◆ **DIRECTIONS FOR THIS TASK**
Locate every line below that contains the word "React" and copy it.

•••

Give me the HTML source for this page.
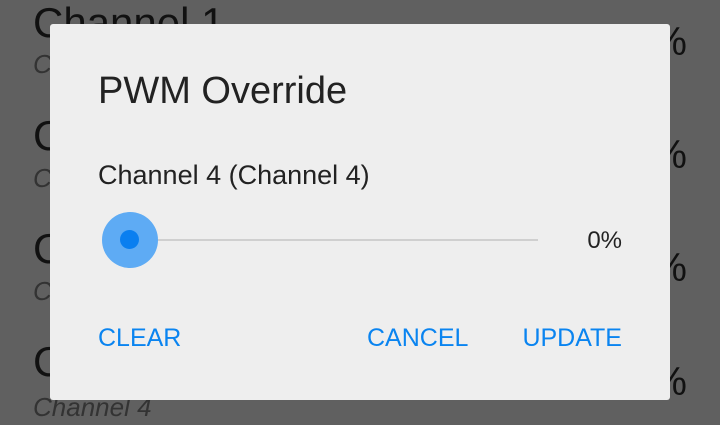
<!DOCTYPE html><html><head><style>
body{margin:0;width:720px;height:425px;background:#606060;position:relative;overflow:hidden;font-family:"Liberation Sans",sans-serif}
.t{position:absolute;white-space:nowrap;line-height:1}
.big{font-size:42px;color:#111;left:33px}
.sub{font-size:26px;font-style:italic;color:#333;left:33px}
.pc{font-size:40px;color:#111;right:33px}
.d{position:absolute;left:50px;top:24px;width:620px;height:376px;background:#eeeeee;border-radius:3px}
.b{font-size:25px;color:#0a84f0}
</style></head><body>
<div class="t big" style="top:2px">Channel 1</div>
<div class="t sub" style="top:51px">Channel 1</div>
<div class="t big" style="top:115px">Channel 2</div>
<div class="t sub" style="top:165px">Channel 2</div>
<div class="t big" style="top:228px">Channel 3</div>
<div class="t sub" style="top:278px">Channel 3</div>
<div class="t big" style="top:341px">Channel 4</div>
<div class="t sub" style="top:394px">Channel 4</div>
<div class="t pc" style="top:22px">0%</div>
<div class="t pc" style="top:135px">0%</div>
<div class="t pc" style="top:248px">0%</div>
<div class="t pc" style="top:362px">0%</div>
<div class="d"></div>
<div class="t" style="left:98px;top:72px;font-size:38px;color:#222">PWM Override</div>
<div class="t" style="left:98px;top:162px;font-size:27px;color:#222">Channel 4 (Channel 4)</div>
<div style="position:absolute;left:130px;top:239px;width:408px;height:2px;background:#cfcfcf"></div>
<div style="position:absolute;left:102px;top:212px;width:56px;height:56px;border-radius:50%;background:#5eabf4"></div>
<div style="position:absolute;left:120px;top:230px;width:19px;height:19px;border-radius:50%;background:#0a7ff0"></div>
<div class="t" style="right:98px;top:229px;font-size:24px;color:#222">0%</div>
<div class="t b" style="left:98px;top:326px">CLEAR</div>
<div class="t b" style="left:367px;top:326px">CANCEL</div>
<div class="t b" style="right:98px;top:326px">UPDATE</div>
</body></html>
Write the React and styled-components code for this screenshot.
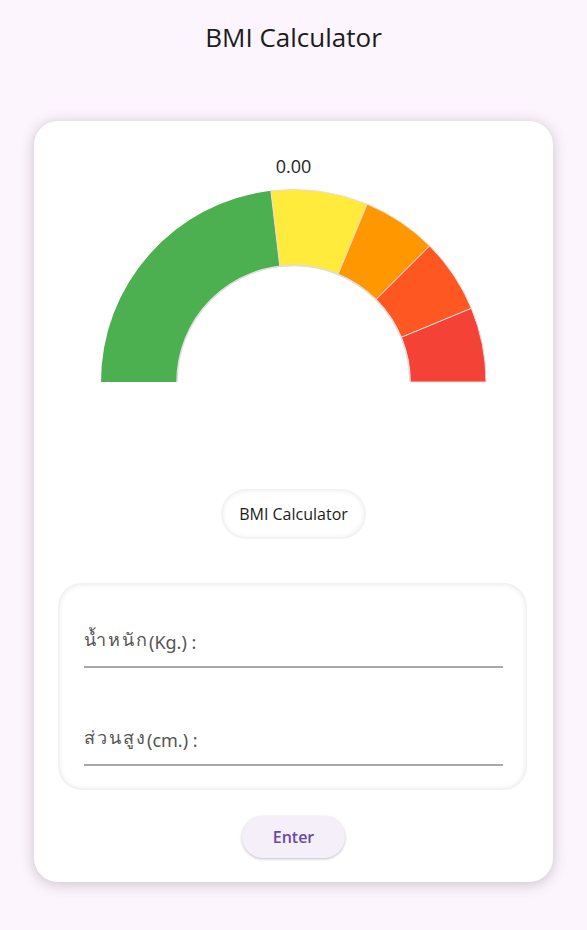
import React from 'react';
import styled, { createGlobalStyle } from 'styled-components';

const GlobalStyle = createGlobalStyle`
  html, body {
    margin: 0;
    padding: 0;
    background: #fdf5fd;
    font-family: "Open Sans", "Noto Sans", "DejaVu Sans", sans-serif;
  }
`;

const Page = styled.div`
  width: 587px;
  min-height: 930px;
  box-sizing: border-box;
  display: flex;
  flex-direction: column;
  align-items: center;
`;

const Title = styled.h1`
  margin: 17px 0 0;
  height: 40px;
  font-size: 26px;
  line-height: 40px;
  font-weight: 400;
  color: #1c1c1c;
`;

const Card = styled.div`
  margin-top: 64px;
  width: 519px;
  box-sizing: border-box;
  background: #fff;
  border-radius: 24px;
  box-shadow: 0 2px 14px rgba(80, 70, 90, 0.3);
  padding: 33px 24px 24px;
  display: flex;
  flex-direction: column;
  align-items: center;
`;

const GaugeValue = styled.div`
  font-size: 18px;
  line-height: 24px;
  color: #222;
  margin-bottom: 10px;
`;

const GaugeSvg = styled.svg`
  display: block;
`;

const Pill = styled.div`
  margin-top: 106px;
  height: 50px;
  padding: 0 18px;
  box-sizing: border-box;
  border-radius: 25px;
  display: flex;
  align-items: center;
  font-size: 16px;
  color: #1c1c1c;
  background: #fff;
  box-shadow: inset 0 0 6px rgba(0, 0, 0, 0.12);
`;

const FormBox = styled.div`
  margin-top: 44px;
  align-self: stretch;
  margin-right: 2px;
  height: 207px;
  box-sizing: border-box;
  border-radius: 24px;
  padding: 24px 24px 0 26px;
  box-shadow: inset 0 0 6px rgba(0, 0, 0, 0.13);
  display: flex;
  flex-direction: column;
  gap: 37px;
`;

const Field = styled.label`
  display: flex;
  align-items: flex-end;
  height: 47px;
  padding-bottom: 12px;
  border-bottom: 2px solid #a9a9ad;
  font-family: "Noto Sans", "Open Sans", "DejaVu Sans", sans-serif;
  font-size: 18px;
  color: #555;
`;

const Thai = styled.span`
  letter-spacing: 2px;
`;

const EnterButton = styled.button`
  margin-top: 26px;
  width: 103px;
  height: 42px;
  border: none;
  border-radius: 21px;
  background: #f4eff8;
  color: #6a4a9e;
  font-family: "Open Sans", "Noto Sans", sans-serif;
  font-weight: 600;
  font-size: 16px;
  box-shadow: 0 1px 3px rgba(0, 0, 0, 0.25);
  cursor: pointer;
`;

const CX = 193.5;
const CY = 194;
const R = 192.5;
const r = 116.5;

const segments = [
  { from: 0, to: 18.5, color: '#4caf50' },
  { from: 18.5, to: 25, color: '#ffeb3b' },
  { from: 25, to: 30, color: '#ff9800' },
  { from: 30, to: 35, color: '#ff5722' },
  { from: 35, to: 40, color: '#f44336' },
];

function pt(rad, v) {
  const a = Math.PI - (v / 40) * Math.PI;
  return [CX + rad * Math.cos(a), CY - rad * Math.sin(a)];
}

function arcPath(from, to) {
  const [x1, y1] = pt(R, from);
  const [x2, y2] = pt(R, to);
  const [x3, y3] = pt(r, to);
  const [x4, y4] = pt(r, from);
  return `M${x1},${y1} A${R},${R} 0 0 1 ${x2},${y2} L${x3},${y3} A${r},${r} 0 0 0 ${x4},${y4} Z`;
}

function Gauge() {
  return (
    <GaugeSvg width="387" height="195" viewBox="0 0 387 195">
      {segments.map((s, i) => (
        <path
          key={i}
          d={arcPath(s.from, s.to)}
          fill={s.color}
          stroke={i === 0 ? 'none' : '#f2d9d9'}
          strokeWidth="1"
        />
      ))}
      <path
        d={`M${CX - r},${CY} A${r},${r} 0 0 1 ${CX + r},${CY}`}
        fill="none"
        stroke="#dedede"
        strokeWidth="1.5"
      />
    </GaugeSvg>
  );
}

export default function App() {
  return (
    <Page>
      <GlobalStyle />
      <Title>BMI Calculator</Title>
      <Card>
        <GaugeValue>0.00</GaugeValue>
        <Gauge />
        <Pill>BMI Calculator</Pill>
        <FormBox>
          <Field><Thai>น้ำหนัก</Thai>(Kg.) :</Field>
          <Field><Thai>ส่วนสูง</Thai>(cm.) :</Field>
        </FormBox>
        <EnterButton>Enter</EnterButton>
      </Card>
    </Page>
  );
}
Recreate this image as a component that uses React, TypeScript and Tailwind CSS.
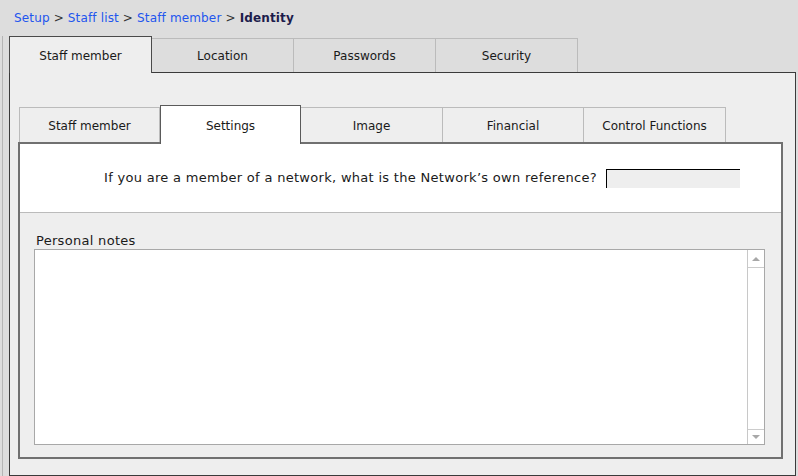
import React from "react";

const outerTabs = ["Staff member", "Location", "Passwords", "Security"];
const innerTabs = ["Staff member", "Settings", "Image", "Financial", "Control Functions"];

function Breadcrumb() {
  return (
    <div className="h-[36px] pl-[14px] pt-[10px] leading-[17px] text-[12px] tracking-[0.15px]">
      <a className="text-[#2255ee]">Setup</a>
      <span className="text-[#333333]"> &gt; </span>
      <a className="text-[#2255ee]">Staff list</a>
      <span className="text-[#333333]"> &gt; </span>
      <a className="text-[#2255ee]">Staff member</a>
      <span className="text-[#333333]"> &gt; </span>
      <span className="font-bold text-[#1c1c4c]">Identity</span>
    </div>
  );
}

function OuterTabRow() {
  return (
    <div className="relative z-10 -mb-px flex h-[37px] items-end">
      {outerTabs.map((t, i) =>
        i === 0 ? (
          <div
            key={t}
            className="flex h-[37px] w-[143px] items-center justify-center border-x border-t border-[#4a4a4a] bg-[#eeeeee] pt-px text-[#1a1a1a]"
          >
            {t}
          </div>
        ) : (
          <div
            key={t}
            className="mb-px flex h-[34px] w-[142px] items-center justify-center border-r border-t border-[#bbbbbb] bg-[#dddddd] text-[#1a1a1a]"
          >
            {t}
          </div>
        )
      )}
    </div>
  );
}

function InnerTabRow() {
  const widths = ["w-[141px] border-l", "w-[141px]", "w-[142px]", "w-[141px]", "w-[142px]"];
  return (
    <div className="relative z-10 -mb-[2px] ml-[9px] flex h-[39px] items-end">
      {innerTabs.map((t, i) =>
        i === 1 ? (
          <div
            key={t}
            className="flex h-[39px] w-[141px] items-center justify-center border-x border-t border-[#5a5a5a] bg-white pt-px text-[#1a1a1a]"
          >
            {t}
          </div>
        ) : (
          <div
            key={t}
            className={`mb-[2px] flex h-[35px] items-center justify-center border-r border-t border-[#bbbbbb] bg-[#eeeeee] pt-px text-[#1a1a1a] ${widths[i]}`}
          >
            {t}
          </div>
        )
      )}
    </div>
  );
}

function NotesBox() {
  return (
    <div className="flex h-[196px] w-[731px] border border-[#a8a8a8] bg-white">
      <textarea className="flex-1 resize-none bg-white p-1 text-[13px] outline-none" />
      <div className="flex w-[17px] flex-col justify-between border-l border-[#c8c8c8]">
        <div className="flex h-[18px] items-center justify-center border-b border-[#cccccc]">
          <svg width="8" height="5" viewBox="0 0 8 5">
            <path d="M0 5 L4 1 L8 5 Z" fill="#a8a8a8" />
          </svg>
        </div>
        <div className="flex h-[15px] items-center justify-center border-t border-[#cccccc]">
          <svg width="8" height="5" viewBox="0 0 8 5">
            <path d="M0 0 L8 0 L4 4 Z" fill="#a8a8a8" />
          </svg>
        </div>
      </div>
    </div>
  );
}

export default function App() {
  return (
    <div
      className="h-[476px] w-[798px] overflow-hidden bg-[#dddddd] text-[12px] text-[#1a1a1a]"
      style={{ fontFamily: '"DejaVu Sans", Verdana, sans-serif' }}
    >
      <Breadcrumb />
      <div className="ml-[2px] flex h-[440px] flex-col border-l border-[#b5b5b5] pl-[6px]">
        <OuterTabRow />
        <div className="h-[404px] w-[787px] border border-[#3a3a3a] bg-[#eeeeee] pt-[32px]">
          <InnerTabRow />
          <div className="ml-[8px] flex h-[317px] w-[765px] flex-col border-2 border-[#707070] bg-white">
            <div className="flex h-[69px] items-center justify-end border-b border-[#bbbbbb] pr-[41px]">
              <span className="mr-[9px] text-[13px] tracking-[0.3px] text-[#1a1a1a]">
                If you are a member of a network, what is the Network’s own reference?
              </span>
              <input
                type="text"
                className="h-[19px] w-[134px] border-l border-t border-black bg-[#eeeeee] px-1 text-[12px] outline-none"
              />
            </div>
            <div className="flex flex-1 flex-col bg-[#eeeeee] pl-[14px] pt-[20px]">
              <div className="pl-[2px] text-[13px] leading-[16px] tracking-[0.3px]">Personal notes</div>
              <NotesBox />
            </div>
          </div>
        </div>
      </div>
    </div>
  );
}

•••

◆ **SOLUTION TO THIS PROBLEM**
Write the React and styled-components code for this screenshot.
import React from 'react';
Recreate this image as a component that uses React, TypeScript and Tailwind CSS.
import React from "react";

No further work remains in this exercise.